Home News Update – Name Released in Home Defense Killing in Fairfield County

Update – Name Released in Home Defense Killing in Fairfield County


Fairfield County – A man who was charged with murder last week after shooting a man on his property may have those charges dropped after claiming self-defense.

According to the Fairfield County sheriff’s office, they received a 911 call at 1:52 pm on 5/28/23 of a person shot in the area of 220 block of South Broad Street in Breman. When they arrived they found one man with a gunshot wound and a man with a gun. Deputies that arrived on the scene started life-saving measures but the man succumbed to injuries.

According to reports the shooter was identified as Mark Burrows said that Shannon Mcpeak, 42 went to the South Broad Street location asking for money for a ride.

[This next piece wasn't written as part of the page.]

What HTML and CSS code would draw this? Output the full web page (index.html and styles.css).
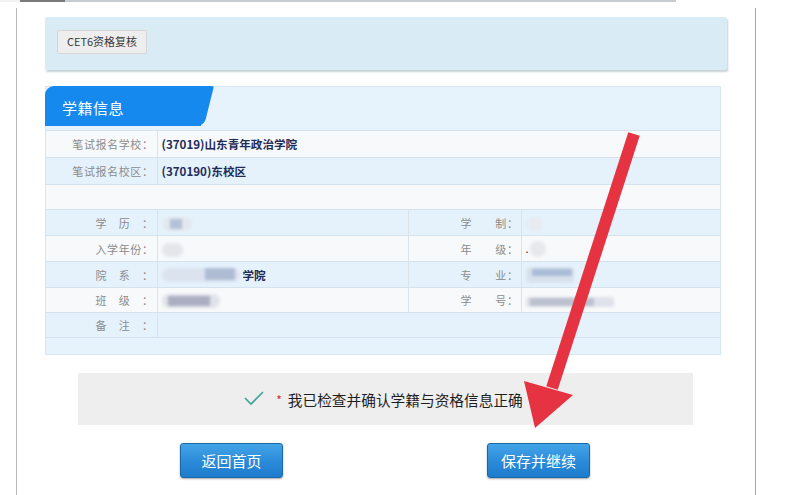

Burrows who was working in the garage with his son in law told deputies that he had confronted Mcpeak and told him to leave, but Mcpeak started arguing with Burrows and when the son-in-law came out to see what the yelling was about Mcpeak threatened him and an altercation began. The fight continued and Mcpeak put the son-in-law to the ground when Burrows went into the garage and armed himself with a firearm and told Mcpeak to stop and leave, but Mcpeak continued. Burrows then fired one shot killing the man.

Burrows was charged with one count of Murder and taken to Fairfield county jail, since then he has been released, and an active investigation is ongoing.

In 2021 Ohio passed a, “stand your ground” self-defense law that says someone can use force up to lethal force to protect themselves on their property.

“The person who is attacked, without fault of his own, may use deadly force only if he reasonably and honestly believed that deadly force was necessary to prevent serious bodily harm or death. If the person does not have this belief, he should not use deadly force. Again, if it does not put your life or the life of others in danger, you should withdraw from the confrontation if it is safe for you to do so.” according to the Ohio Conceal Carry laws manual. But minor bruises from a scuffle may not qualify as “serious.”